— Objective —
Scan the lines below for the string "styles" and copy every one that has it.

— Entries supplied —

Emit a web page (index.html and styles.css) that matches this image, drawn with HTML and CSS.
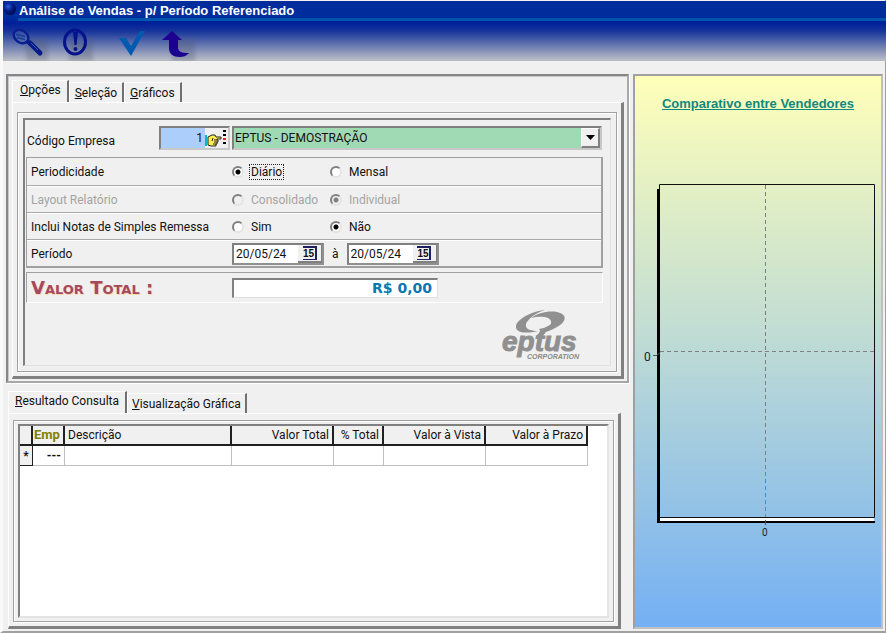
--
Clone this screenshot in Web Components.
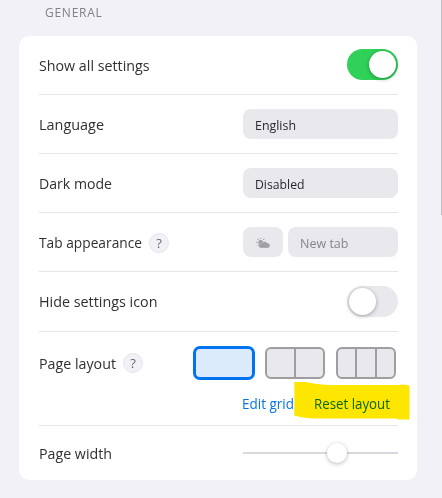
* * *
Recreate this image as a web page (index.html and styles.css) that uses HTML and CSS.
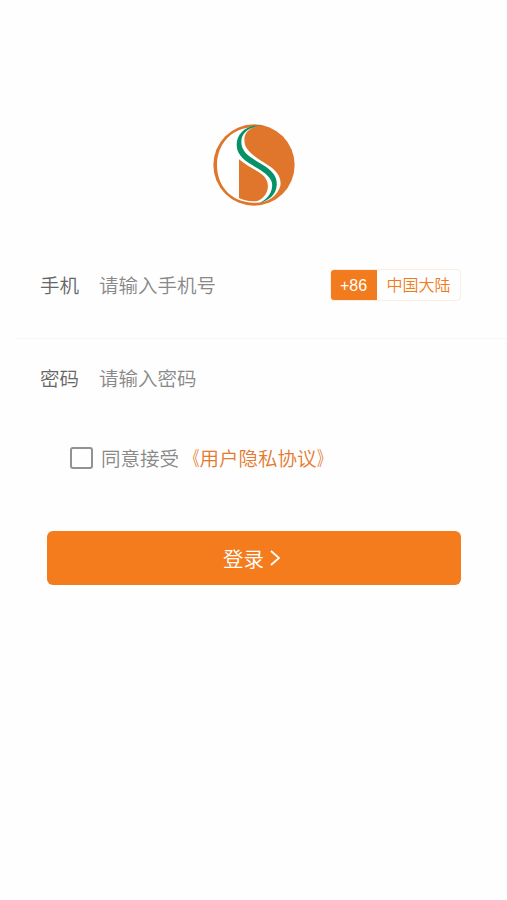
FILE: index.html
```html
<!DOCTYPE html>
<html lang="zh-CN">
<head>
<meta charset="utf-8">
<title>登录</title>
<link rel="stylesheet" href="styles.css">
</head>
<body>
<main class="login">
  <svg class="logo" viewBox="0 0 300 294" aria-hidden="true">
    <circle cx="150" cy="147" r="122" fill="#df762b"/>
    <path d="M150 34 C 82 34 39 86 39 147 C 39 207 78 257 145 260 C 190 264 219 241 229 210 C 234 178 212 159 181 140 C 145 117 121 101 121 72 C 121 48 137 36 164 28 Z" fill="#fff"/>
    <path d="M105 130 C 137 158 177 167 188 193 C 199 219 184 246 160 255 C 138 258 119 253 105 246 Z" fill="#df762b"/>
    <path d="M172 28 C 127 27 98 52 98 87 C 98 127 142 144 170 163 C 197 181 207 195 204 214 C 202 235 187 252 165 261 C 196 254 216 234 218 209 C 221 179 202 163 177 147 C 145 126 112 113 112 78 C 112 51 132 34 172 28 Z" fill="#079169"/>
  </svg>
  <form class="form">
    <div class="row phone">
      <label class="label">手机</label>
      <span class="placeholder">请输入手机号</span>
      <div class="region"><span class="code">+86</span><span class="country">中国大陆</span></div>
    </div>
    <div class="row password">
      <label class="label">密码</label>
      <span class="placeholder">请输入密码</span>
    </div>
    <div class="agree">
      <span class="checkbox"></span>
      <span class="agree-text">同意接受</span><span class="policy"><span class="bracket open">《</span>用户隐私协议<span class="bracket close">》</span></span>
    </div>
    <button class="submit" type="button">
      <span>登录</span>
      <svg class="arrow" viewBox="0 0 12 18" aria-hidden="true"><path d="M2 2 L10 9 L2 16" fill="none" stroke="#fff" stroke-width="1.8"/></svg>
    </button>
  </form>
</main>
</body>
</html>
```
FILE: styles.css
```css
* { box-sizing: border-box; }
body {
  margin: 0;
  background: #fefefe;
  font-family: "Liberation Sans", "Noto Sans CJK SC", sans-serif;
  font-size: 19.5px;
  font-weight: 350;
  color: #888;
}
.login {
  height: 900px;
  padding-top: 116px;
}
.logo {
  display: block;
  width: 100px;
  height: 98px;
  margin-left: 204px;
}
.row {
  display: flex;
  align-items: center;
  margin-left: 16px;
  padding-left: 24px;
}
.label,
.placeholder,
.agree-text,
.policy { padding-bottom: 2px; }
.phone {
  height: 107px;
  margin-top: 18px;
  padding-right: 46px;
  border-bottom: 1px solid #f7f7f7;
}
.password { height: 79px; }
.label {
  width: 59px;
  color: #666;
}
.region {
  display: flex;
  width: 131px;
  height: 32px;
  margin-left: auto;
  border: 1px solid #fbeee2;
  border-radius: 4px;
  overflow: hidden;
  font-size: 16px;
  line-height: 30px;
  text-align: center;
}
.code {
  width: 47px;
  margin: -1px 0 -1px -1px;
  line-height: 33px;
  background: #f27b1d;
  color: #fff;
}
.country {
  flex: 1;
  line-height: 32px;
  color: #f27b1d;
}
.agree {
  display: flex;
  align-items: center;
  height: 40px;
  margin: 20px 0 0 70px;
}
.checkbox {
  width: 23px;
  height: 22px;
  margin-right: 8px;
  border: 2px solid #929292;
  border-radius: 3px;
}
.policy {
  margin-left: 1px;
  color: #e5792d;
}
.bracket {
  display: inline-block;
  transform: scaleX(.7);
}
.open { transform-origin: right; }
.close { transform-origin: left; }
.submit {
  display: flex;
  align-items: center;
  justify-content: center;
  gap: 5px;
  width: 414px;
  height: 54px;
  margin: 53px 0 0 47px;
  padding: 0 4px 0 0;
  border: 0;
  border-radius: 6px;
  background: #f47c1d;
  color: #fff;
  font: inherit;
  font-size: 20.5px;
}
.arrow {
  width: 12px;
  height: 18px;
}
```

— Final answer —
Emit a web page (index.html and styles.css) that matches this image, drawn with HTML and CSS.
Recreate this image as a web page (index.html and styles.css) that uses HTML and CSS.
<link rel="stylesheet" href="styles.css">
FILE: styles.css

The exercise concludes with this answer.